[Source data]
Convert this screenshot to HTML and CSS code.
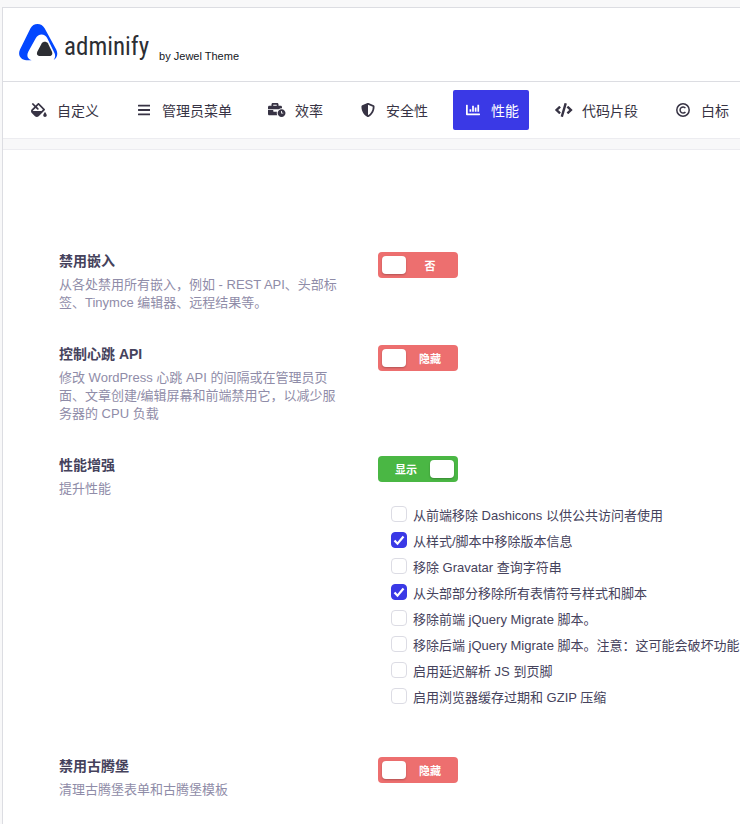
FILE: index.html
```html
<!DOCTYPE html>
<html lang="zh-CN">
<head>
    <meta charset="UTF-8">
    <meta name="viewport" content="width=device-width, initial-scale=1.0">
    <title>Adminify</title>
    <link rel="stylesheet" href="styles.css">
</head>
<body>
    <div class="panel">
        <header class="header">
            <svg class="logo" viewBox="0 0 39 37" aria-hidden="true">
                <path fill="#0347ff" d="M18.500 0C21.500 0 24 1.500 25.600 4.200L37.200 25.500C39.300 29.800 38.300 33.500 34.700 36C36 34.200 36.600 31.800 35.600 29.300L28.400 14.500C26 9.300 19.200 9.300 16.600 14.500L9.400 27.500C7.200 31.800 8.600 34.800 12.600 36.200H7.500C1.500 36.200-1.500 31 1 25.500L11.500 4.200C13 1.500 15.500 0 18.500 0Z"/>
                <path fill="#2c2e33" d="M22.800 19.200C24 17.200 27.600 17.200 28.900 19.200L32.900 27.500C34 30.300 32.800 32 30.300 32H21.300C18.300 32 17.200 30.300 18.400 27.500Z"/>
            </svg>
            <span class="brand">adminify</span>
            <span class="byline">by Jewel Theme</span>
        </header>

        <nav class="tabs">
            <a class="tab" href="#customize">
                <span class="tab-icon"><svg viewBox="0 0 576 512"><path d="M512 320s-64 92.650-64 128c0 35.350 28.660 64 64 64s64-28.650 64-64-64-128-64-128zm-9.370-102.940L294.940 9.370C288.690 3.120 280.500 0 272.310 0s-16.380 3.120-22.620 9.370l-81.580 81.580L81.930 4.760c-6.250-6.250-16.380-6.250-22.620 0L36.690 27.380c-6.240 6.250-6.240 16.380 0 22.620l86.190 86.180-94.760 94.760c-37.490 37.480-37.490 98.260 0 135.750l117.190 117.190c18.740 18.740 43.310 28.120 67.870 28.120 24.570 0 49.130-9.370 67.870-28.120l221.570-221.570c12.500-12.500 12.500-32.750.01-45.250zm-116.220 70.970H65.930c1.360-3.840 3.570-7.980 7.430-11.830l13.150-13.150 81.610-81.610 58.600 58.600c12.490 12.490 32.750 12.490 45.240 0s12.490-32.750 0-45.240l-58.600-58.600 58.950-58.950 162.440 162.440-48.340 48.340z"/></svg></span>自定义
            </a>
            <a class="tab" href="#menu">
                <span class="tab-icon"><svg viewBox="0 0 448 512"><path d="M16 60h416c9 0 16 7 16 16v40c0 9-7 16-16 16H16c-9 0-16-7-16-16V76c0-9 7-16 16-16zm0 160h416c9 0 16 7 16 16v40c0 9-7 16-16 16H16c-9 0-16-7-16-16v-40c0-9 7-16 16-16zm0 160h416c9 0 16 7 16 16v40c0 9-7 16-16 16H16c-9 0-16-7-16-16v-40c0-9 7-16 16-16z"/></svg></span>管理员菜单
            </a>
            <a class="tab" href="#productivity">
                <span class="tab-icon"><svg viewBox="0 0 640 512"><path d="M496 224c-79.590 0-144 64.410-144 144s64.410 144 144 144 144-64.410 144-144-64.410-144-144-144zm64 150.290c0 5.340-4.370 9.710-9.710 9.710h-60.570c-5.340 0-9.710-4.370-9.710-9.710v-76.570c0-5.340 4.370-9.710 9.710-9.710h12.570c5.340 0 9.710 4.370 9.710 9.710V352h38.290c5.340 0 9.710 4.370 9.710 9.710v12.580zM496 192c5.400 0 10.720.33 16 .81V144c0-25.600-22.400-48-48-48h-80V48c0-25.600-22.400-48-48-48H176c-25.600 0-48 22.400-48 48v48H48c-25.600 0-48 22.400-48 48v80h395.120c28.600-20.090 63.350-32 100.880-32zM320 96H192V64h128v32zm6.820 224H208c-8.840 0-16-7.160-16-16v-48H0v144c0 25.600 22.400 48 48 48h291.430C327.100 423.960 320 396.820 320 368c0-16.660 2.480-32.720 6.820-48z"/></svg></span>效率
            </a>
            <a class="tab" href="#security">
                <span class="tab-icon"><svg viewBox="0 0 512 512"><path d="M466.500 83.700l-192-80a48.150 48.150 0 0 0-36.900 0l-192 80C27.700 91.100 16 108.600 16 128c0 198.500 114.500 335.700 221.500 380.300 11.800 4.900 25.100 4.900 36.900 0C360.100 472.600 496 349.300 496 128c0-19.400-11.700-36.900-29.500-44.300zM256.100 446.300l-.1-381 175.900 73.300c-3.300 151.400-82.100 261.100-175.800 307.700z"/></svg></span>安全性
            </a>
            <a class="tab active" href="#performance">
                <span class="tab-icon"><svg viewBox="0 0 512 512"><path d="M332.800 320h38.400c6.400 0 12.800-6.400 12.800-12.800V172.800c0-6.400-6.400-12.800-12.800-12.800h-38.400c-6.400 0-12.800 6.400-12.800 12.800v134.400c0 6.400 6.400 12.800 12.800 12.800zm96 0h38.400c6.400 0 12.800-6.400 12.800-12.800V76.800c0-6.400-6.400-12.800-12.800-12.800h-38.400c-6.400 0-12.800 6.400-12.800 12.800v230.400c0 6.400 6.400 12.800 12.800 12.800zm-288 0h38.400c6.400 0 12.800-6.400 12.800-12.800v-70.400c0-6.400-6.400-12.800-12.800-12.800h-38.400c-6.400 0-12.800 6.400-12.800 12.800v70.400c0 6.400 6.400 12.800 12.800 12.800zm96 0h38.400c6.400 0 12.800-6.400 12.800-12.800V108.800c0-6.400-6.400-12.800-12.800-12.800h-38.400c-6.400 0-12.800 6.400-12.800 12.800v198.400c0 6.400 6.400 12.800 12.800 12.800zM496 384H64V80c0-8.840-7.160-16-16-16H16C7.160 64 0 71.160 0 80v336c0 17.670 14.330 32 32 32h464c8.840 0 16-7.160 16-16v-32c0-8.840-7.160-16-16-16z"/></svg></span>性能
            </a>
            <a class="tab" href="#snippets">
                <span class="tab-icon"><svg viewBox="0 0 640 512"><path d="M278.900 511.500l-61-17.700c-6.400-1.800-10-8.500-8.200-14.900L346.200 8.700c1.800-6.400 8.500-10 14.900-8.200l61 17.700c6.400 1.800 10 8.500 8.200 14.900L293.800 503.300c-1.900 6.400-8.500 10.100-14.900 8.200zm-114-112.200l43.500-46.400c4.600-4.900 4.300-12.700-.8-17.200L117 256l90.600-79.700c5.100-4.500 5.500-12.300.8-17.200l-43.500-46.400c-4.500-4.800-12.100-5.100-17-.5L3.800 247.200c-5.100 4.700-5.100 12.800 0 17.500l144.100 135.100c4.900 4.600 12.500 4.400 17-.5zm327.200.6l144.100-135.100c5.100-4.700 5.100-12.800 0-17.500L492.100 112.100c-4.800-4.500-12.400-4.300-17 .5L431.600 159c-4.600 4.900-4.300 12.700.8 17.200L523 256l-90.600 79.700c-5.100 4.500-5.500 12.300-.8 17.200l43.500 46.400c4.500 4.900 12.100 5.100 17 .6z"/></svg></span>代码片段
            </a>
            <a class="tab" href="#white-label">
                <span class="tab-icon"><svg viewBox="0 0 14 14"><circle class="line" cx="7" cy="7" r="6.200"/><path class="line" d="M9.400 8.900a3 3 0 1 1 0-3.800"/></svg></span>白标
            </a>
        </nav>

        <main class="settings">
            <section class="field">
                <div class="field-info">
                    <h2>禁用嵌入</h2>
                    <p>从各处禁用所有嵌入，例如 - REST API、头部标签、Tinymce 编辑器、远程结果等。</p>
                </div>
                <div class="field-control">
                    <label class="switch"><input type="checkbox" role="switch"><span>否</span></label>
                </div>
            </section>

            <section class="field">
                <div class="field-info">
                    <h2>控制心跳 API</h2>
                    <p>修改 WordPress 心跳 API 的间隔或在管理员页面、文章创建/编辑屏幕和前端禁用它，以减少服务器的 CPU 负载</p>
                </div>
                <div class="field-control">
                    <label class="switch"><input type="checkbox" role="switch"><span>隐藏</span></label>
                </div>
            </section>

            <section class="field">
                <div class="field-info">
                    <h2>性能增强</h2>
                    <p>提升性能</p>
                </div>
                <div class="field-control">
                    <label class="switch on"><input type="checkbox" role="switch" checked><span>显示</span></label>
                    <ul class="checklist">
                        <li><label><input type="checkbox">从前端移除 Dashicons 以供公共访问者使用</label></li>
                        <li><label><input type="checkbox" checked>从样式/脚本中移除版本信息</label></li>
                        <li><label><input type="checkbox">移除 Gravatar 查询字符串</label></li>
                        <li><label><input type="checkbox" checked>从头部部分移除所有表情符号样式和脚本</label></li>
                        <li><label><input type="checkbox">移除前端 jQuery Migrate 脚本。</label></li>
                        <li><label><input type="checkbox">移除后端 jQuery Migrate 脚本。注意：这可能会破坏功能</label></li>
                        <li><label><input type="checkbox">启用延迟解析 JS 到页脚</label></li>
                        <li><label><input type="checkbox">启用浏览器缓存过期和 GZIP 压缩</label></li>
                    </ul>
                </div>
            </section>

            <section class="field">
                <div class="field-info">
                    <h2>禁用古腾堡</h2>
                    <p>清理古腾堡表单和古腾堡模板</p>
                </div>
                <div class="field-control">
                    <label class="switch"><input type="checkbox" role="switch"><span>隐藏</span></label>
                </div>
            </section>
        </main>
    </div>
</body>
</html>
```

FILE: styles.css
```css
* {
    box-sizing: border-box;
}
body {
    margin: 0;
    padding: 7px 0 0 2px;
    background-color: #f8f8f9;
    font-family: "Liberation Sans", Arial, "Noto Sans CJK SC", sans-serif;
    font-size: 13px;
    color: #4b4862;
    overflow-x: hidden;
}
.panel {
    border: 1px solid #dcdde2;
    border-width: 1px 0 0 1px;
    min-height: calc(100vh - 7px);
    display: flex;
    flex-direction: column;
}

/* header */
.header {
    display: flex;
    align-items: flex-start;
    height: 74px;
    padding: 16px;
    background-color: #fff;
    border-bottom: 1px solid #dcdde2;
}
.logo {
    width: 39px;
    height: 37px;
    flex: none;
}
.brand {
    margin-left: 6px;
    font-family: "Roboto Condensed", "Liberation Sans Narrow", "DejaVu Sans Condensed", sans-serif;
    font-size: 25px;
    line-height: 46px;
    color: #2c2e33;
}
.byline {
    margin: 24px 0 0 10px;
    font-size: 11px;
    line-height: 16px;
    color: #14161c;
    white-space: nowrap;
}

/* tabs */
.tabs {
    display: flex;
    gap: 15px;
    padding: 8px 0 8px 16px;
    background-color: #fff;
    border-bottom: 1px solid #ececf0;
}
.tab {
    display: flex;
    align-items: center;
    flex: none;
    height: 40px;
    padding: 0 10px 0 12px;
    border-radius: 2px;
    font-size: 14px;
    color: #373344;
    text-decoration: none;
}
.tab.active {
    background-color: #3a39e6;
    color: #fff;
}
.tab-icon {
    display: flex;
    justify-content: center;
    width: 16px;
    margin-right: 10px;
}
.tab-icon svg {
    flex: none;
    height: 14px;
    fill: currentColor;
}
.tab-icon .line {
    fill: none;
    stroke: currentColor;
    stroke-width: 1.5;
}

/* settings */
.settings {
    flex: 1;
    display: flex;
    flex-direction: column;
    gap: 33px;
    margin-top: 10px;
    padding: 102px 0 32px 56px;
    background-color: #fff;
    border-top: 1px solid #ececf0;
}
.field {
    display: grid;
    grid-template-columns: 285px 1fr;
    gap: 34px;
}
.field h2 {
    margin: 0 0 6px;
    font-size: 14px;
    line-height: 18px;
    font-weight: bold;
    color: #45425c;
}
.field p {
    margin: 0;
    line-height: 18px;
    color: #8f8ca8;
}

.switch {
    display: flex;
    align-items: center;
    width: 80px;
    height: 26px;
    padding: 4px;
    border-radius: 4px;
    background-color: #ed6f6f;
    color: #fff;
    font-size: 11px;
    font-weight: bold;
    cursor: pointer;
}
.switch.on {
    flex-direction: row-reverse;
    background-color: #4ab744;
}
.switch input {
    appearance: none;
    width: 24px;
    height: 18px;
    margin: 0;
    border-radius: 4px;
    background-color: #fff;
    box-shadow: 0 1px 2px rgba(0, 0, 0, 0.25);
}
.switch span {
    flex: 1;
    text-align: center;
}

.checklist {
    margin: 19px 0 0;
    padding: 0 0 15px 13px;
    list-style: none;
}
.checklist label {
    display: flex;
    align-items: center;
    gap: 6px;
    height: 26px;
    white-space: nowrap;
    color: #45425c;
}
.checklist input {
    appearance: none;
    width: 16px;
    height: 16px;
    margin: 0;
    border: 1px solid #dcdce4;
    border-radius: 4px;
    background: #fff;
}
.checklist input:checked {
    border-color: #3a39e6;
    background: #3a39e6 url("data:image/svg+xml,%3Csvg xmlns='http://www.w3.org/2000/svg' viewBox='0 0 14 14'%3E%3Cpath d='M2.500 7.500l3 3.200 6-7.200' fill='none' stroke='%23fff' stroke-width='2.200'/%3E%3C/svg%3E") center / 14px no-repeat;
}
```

--

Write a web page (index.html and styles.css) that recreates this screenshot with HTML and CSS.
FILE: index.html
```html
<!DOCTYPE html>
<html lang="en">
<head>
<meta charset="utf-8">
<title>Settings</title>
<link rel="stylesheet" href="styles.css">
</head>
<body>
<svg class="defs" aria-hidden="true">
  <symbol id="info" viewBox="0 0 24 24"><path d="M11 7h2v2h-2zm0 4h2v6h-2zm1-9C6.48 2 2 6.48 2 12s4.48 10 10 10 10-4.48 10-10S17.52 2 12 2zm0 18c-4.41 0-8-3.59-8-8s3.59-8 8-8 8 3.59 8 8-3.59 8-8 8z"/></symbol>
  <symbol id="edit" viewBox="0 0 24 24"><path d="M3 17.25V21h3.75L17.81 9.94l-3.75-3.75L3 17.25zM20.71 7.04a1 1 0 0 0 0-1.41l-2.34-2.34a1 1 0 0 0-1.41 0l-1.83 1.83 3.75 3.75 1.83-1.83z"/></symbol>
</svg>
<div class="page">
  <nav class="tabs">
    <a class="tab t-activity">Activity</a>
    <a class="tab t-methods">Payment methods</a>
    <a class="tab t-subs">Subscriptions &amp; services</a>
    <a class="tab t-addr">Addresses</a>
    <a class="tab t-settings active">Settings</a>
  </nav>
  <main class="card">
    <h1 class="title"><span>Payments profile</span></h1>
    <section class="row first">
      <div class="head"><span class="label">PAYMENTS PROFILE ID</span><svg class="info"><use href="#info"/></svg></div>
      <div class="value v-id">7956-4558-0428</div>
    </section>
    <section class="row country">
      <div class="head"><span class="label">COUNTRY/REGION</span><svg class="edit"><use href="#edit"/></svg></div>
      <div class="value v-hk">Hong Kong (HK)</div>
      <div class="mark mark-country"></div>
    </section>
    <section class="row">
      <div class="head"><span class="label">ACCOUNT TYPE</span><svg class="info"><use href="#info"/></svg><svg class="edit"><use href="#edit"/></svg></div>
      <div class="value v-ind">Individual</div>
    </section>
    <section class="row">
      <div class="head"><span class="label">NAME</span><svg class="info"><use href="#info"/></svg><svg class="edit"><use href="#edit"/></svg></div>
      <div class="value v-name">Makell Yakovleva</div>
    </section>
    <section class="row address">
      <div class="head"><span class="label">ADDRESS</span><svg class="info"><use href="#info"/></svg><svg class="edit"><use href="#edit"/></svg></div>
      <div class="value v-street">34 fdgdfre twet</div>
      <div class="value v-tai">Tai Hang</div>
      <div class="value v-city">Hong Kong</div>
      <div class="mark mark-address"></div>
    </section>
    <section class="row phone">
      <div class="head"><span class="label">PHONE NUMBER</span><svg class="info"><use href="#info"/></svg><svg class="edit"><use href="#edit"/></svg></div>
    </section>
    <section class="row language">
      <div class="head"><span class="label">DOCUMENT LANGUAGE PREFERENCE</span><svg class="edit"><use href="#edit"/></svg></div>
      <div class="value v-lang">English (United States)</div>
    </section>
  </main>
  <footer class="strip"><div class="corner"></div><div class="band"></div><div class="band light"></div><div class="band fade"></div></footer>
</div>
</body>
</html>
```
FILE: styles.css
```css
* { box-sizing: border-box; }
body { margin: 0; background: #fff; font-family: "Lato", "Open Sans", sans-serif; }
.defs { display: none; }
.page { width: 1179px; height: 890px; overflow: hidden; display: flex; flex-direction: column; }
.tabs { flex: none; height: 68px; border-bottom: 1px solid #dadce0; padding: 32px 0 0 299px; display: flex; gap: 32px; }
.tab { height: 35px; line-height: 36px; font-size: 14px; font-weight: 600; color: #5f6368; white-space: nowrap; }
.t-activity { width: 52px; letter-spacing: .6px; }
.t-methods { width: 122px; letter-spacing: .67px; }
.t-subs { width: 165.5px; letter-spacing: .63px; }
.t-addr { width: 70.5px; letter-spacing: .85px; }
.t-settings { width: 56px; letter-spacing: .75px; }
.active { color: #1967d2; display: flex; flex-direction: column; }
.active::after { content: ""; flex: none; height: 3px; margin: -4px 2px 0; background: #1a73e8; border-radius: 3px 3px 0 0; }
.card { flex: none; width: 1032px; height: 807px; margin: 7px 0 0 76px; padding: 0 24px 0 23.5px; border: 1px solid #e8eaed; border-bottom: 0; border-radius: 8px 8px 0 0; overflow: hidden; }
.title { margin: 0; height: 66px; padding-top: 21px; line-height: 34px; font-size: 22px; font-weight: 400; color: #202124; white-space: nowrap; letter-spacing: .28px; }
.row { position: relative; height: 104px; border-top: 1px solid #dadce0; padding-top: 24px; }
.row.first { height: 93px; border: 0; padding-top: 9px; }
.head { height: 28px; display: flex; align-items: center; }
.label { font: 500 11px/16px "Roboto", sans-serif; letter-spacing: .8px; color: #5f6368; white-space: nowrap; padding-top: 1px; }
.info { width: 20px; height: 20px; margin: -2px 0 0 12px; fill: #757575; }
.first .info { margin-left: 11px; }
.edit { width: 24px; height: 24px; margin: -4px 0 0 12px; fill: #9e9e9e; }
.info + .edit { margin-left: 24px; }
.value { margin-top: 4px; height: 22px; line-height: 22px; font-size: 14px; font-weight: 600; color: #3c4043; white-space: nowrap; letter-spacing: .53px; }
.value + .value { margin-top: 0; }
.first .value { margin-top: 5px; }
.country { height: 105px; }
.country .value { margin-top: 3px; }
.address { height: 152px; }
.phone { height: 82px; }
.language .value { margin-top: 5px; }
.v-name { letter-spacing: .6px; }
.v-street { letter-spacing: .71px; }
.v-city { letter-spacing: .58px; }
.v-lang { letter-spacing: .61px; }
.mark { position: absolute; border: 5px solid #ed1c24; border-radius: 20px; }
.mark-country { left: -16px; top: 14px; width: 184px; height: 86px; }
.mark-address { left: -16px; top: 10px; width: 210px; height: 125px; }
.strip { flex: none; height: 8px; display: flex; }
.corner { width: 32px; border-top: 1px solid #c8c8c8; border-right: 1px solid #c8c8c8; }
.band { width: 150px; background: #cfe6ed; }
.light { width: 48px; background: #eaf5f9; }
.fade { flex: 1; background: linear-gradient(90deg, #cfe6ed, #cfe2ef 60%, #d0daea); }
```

[Written exercise] Scan the material above and determine how many lines include the word "styles"; report only the number.

[Complete answer] 5